The main concern for human-rights activists, however, is the regime's total suppression of socio-political demands while it open up economically to foreign investment-and here even the Islamic republic's rhetoric has not changed. The most recent reports by Human Rights Watch and Amnesty International indicate that human rights are sharply deteriorating and the UN special rapporteur on human rights in Iran, Ahmed Shaheed, has echoed that the situation has worsened since Rouhani was appointed.
Since Shaheed, assumed his post, he claims nearly 2,000 Iranians have been executed by the regime, while there are "around 900 prisoners of conscience in Iran, many of them in prison for simply expressing their opinions". Based on official reports, during the past few months more than 200 people have been hanged and a large number on death row risk imminent execution.

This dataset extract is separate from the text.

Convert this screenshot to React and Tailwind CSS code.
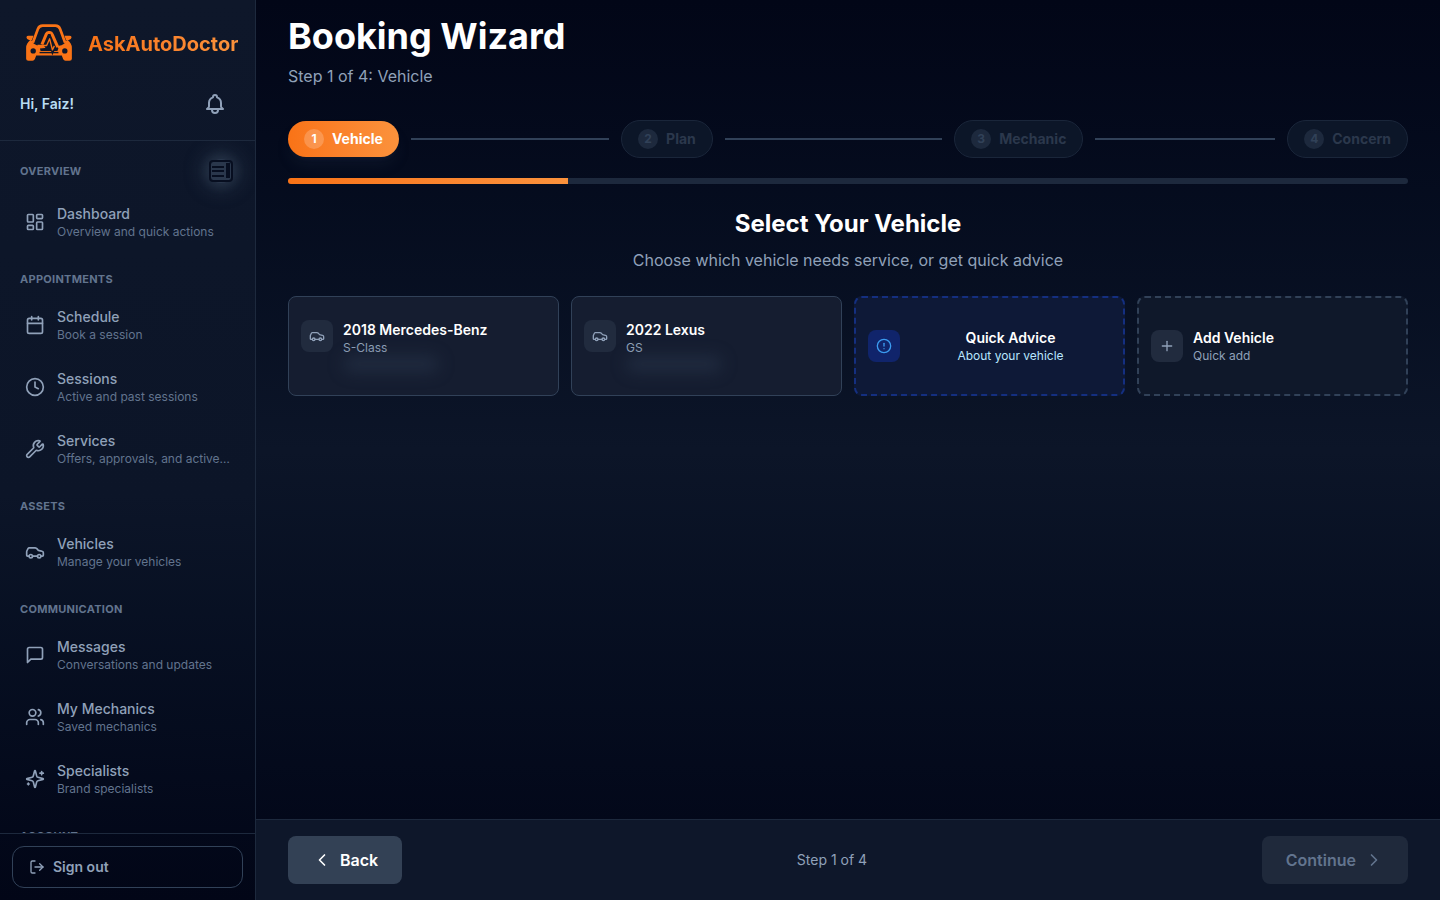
import { Calendar, Car, ChevronLeft, ChevronRight, CircleAlert, Clock, LayoutDashboard, LogOut, Plus, Users, Wrench } from "lucide-react";
import { HiOutlineBell } from "react-icons/hi";

const MessageIcon = ({ size = 24 }) => (
    <svg width={size} height={size} viewBox="0 0 24 24" fill="none" stroke="currentColor" strokeWidth="2" strokeLinecap="round" strokeLinejoin="round">
        <path d="M21 15a2 2 0 0 1-2 2H7l-4 4V5a2 2 0 0 1 2-2h14a2 2 0 0 1 2 2z" />
    </svg>
);

const SparklesIcon = ({ size = 24 }) => (
    <svg width={size} height={size} viewBox="0 0 24 24" fill="none" stroke="currentColor" strokeWidth="2" strokeLinecap="round" strokeLinejoin="round">
        <path d="M9.937 15.5A2 2 0 0 0 8.5 14.063l-6.135-1.582a.5.5 0 0 1 0-.962L8.5 9.936A2 2 0 0 0 9.937 8.5l1.582-6.135a.5.5 0 0 1 .963 0L14.063 8.5A2 2 0 0 0 15.5 9.937l6.135 1.581a.5.5 0 0 1 0 .964L15.5 14.063a2 2 0 0 0-1.437 1.437l-1.582 6.135a.5.5 0 0 1-.963 0z" />
        <path d="M20 3v4M22 5h-4M4 17v2M5 18H3" />
    </svg>
);

const Logo = () => (
    <svg width="46" height="37" viewBox="78 71 136 110" fill="none" aria-hidden="true">
        {/* roof and pillars */}
        <path d="M98 127L113 86Q117 76 127 76H165Q175 76 179 86L194 127" stroke="#f97316" strokeWidth="8" />
        {/* mirrors */}
        <path d="M79 110Q80 106 85 106H100L95 119H88Q79 117 79 110ZM213 110Q212 106 207 106H192L197 119H204Q213 117 213 110Z" fill="#f97316" />
        {/* body */}
        <path d="M92 118L101 130Q109 136 120 136H138L134 142L119 144L121 151H171L174 144L168 136Q184 137 191 130L200 118Q214 128 214 142V174Q214 180 207 180H195Q190 180 188 175L184 165H108L104 175Q102 180 97 180H85Q78 180 78 174V142Q78 128 92 118Z" fill="#f97316" />
        <circle cx="99" cy="151" r="8" fill="#0f172a" />
        <circle cx="193" cy="151" r="8" fill="#0f172a" />
        <path d="M118 156H174" stroke="#0f172a" strokeWidth="4" />
        {/* A with the pulse line */}
        <path d="M125 132L138 101Q140 96 144 96H149Q153 96 155 101L172 140" stroke="#f97316" strokeWidth="9" />
        <path d="M136 140L148 114L157 150L163 137" stroke="#0f172a" strokeWidth="10" />
        <path d="M112 135H139L148 115L156 148L162 136" stroke="#f97316" strokeWidth="4" strokeLinejoin="round" />
    </svg>
);

const navSections = [
    {
        title: "Overview",
        items: [{ label: "Dashboard", desc: "Overview and quick actions", icon: <LayoutDashboard size={20} /> }],
    },
    {
        title: "Appointments",
        items: [
            { label: "Schedule", desc: "Book a session", icon: <Calendar size={20} /> },
            { label: "Sessions", desc: "Active and past sessions", icon: <Clock size={20} /> },
            { label: "Services", desc: "Offers, approvals, and active work", icon: <Wrench size={20} /> },
        ],
    },
    {
        title: "Assets",
        items: [{ label: "Vehicles", desc: "Manage your vehicles", icon: <Car size={20} /> }],
    },
    {
        title: "Communication",
        items: [
            { label: "Messages", desc: "Conversations and updates", icon: <MessageIcon size={20} /> },
            { label: "My Mechanics", desc: "Saved mechanics", icon: <Users size={20} /> },
            { label: "Specialists", desc: "Brand specialists", icon: <SparklesIcon size={20} /> },
        ],
    },
    { title: "Account", items: [] },
];

const steps = ["Vehicle", "Plan", "Mechanic", "Concern"];

const vehicles = [
    { name: "2018 Mercedes-Benz", model: "S-Class" },
    { name: "2022 Lexus", model: "GS" },
];

function Sidebar() {
    return (
        <aside className="w-64 shrink-0 flex flex-col border-r border-slate-800 bg-linear-to-b from-[#0e172a] via-[#0c1528] via-55% to-[#020617]">
            <div className="shrink-0 border-b border-slate-800 py-6">
                <div className="flex items-start gap-4 pl-[26px]">
                    <Logo />
                    <span className="text-xl leading-10 font-bold bg-linear-to-r from-[#f97316] to-[#fb923c] bg-clip-text text-transparent">AskAutoDoctor</span>
                </div>
                <div className="flex items-center justify-between pl-5 pr-7 mt-7">
                    <span className="text-sm font-semibold text-[#b8dcf2]">Hi, Faiz!</span>
                    <button aria-label="Notifications" className="text-slate-400">
                        <HiOutlineBell size={24} />
                    </button>
                </div>
            </div>

            <nav className="flex-1 min-h-0 overflow-hidden px-3 pt-[10px]">
                {navSections.map((section, i) => (
                    <div key={section.title}>
                        {i === 0 ? (
                            <div className="flex items-center justify-between h-10 pl-2 pr-[10px]">
                                <h2 className="text-[11px] leading-4 font-bold uppercase tracking-wide text-slate-500">{section.title}</h2>
                                <button aria-label="Collapse sidebar" className="w-6 h-6 rounded-full bg-[#2a374c] shadow-[0_0_8px_4px_rgba(51,65,85,0.4),0_0_16px_10px_rgba(51,65,85,0.4)]">
                                    <svg width="24" height="24" viewBox="0 0 24 24" fill="none" stroke="#070e20">
                                        <rect x="1" y="2" width="22" height="20" rx="3" strokeWidth="2" />
                                        <path d="M3 8h12M3 12h12M3 17h12" strokeWidth="2" />
                                        <path d="M19 4v15" strokeWidth="4" />
                                    </svg>
                                </button>
                            </div>
                        ) : (
                            <h2 className="mt-[18px] mb-[7px] px-2 text-[11px] leading-4 font-bold uppercase tracking-wide text-slate-500">{section.title}</h2>
                        )}
                        {section.items.map((item) => (
                            <a key={item.label} href="#" className="flex items-center gap-3 px-3 py-3 rounded-xl border border-transparent text-slate-400">
                                <span className="shrink-0">{item.icon}</span>
                                <span className="min-w-0">
                                    <span className="block text-sm font-medium">{item.label}</span>
                                    <span className="block truncate text-xs text-slate-500">{item.desc}</span>
                                </span>
                            </a>
                        ))}
                    </div>
                ))}
            </nav>

            <div className="shrink-0 border-t border-slate-800 p-3">
                <button className="w-full flex items-center gap-2 px-4 py-[10px] rounded-xl border border-slate-700 text-sm font-semibold text-slate-400">
                    <LogOut size={16} />
                    Sign out
                </button>
            </div>
        </aside>
    );
}

function Stepper() {
    return (
        <ol className="mt-8 flex items-center h-[38px]">
            {steps.map((step, i) => (
                <li key={step} className={i < steps.length - 1 ? "flex-1 flex items-center" : "flex items-center"}>
                    {i === 0 ? (
                        <button className="flex items-center gap-2 px-4 py-2 rounded-full bg-linear-to-r from-[#f97316] to-[#fb923c] text-sm font-bold text-white shadow-lg shadow-slate-700/20">
                            <span className="w-5 h-5 rounded-full bg-white/20 flex items-center justify-center text-xs font-bold">1</span>
                            {step}
                        </button>
                    ) : (
                        <button disabled className="flex items-center gap-2 px-4 py-2 rounded-full border border-[#1a263a] bg-[#0c1628] text-sm font-bold text-[#2b384c]">
                            <span className="w-5 h-5 rounded-full bg-slate-800 flex items-center justify-center text-xs font-bold text-slate-700">{i + 1}</span>
                            {step}
                        </button>
                    )}
                    {i < steps.length - 1 && <span className="flex-1 h-[2px] mx-3 bg-slate-700" />}
                </li>
            ))}
        </ol>
    );
}

export default function App() {
    return (
        <div className="h-screen flex overflow-hidden bg-slate-950 font-['Inter','Liberation_Sans',sans-serif]">
            <Sidebar />

            <div className="flex-1 min-w-0 flex flex-col bg-linear-to-b from-[#020617] via-[#0c1528] to-[#020617]">
                <main className="flex-1 min-h-0 overflow-hidden px-8 pt-4">
                    <h1 className="text-4xl font-bold text-white">Booking Wizard</h1>
                    <p className="mt-2 text-base text-slate-400">Step 1 of 4: Vehicle</p>

                    <Stepper />
                    <div className="mt-5 h-[6px] rounded-full bg-slate-800 overflow-hidden">
                        <div className="h-full w-1/4 bg-linear-to-r from-[#f97316] to-[#fb923c]" />
                    </div>

                    <div className="mt-6 text-center">
                        <h2 className="text-2xl font-bold text-white">Select Your Vehicle</h2>
                        <p className="mt-2 text-base text-slate-400">Choose which vehicle needs service, or get quick advice</p>
                    </div>

                    <div className="mt-6 grid grid-cols-4 gap-3">
                        {vehicles.map((v) => (
                            <button key={v.name} className="min-h-[100px] flex items-center p-3 rounded-lg border border-slate-700 bg-[#151d30] text-left">
                                <span className="flex items-start gap-[10px]">
                                    <span className="w-8 h-8 shrink-0 rounded-lg bg-[#212b3e] flex items-center justify-center text-slate-400">
                                        <Car size={16} />
                                    </span>
                                    <span>
                                        <span className="block text-sm font-semibold text-white">{v.name}</span>
                                        <span className="block text-xs text-slate-400">{v.model}</span>
                                        <span className="block w-24 h-4 rounded-full bg-slate-700/40 blur-sm" />
                                    </span>
                                </span>
                            </button>
                        ))}

                        <button className="min-h-[100px] flex items-center gap-[10px] p-3 rounded-lg border-2 border-dashed border-[#142f80] bg-[#0e1937]">
                            <span className="w-8 h-8 shrink-0 rounded-lg bg-[#10246b] flex items-center justify-center text-[#3b9bf0]">
                                <CircleAlert size={16} />
                            </span>
                            <span className="flex-1">
                                <span className="block text-sm font-semibold text-white">Quick Advice</span>
                                <span className="block text-xs text-sky-200">About your vehicle</span>
                            </span>
                        </button>

                        <button className="min-h-[100px] flex items-center gap-[10px] p-3 rounded-lg border-2 border-dashed border-slate-700 bg-[#0f182a] text-left">
                            <span className="w-8 h-8 shrink-0 rounded-lg bg-[#212b3e] flex items-center justify-center text-slate-400">
                                <Plus size={16} />
                            </span>
                            <span>
                                <span className="block text-sm font-semibold text-white">Add Vehicle</span>
                                <span className="block text-xs text-slate-400">Quick add</span>
                            </span>
                        </button>
                    </div>
                </main>

                <footer className="shrink-0 flex items-center justify-between px-8 py-4 border-t border-slate-800 bg-[#0e172a]">
                    <button className="flex items-center gap-2 px-6 py-3 rounded-lg bg-[#334155] font-semibold text-white">
                        <ChevronLeft size={20} />
                        Back
                    </button>
                    <span className="text-sm text-slate-400">Step 1 of 4</span>
                    <button disabled className="flex items-center gap-2 px-6 py-3 rounded-lg bg-[#1f293b] font-semibold text-slate-500">
                        Continue
                        <ChevronRight size={20} />
                    </button>
                </footer>
            </div>
        </div>
    );
}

Many experts thus suggest Rouhani's administration has only one mission-to solve Iran's nuclear problem with the west. In the annual budget socio-cultural sectors have faced a 62% cut over the past three years while provision for the military, allied to that of the police and domestic paramilitary forces, has increased by 32.5%. The state remains utterly silent on the situation of minorities and those who were jailed following the protests against the controversial 2009 election, as well as the continued house arrest of the 'green movement' leaders.
Domestically, therefore, not only is there no genuine change in the Islamic regime with Rouhani's government but no hope of that is in prospect. So perhaps that US 'enduring friendship' with Saudi Arabia-regardless of its infamous human-rights situation-provides a new perspective for Iran to define an economic relationship with America.